-------- Data section --------

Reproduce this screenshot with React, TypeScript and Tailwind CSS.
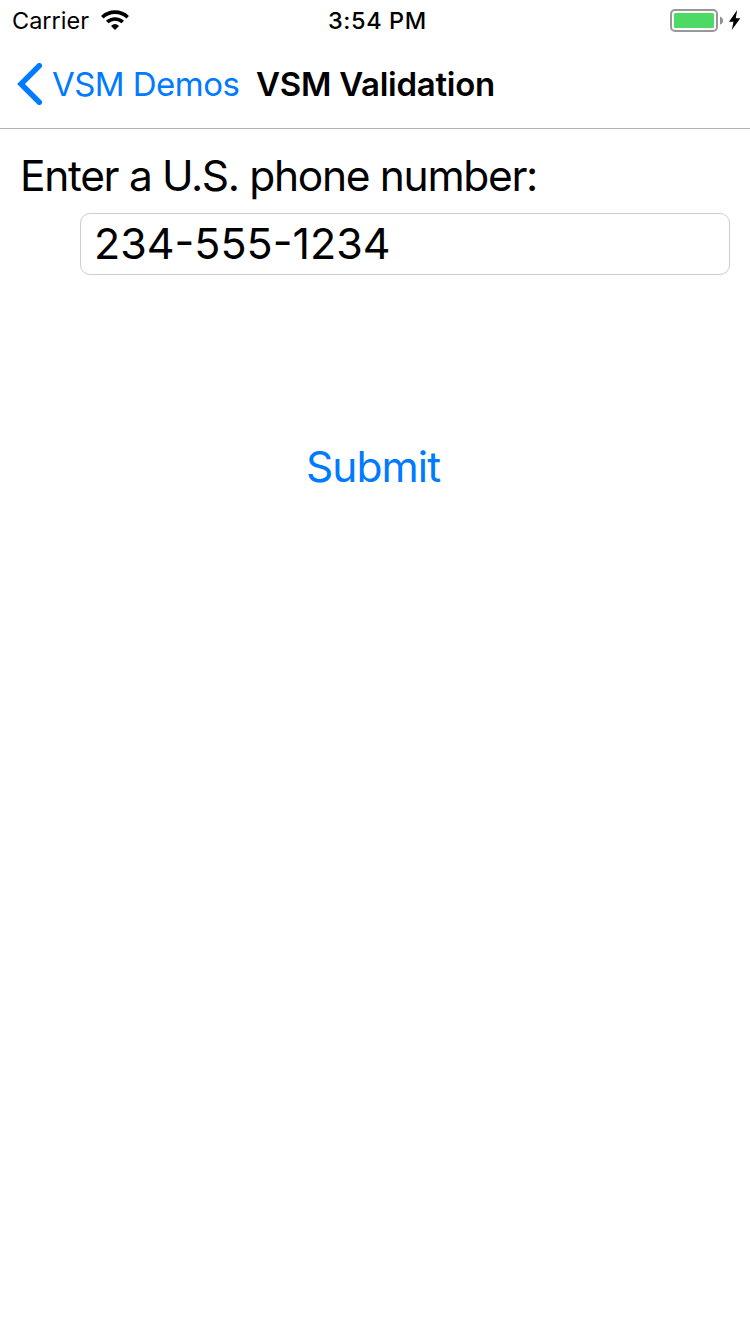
import React from "react";

function StatusBar() {
  return (
    <div className="flex h-10 items-center pl-3 pr-[9px] text-[23.5px] leading-10">
      <div className="flex w-[316px] items-center">
        <span className="w-[89px] whitespace-nowrap pt-[2px]">Carrier</span>
        <svg width="28" height="20" viewBox="0 0 28 20" fill="none" stroke="#000" strokeWidth="3.6">
          <path d="M1.300 7.200A18.500 18.500 0 0 1 26.700 7.200" />
          <path d="M6.200 12A11.500 11.500 0 0 1 21.800 12" />
          <path d="M14 20L10 16Q14 12.200 18 16Z" fill="#000" stroke="none" />
        </svg>
      </div>
      <span className="w-[342px] whitespace-nowrap pt-[2px] font-[550] tracking-[0.6px]">3:54 PM</span>
      <svg width="71" height="24" viewBox="0 0 71 24">
        <rect x="1" y="2" width="46" height="21" rx="4" fill="#fff" stroke="#989898" strokeWidth="2" />
        <rect x="4" y="5" width="40" height="15" rx="1.500" fill="#4cd964" />
        <path d="M50 8.500Q53 9.500 53 12.500Q53 15.500 50 16.500Z" fill="#8e8e93" />
        <path d="M67.200 2L59 13.800H63.500L61.800 22L70.300 10.300H65.700Z" fill="#000" />
      </svg>
    </div>
  );
}

export default function App() {
  return (
    <div className="h-[1334px] w-[750px] bg-white font-[Inter,sans-serif] text-black">
      <StatusBar />
      <header className="flex h-[89px] items-center border-b border-[#b2b2b2] pl-[17px] text-[33px]">
        <svg width="26" height="42" viewBox="0 0 26 42" fill="none" stroke="#007aff" strokeWidth="5.5" strokeLinecap="round">
          <path d="M22.300 2.800L4 21L22.300 39.200" />
        </svg>
        <button className="ml-[9px] w-[204px] whitespace-nowrap pt-[2px] text-left tracking-[-0.55px] text-[#007aff]">VSM Demos</button>
        <h1 className="whitespace-nowrap pt-[2px] font-semibold tracking-[-0.27px]">VSM Validation</h1>
      </header>
      <main className="flex flex-col px-5 pt-5 text-[42.5px]">
        <label className="h-16 leading-[53px] tracking-[-1.33px]">Enter a U.S. phone number:</label>
        <input className="ml-[60px] h-[62px] rounded-[10px] border border-[#cdcdcd] px-[13px] pb-[2px] text-[43px] outline-none" defaultValue="234-555-1234" />
        <button className="ml-[286px] mt-[160px] self-start tracking-[-0.95px] text-[#007aff]">Submit</button>
      </main>
    </div>
  );
}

--------

• [What you are asked to do]
Skip the pictures and restate exactly the lines from the beginning of the listing to the line with "import React from", that line included.

• [Output]
Reproduce this screenshot with React, TypeScript and Tailwind CSS.
import React from "react";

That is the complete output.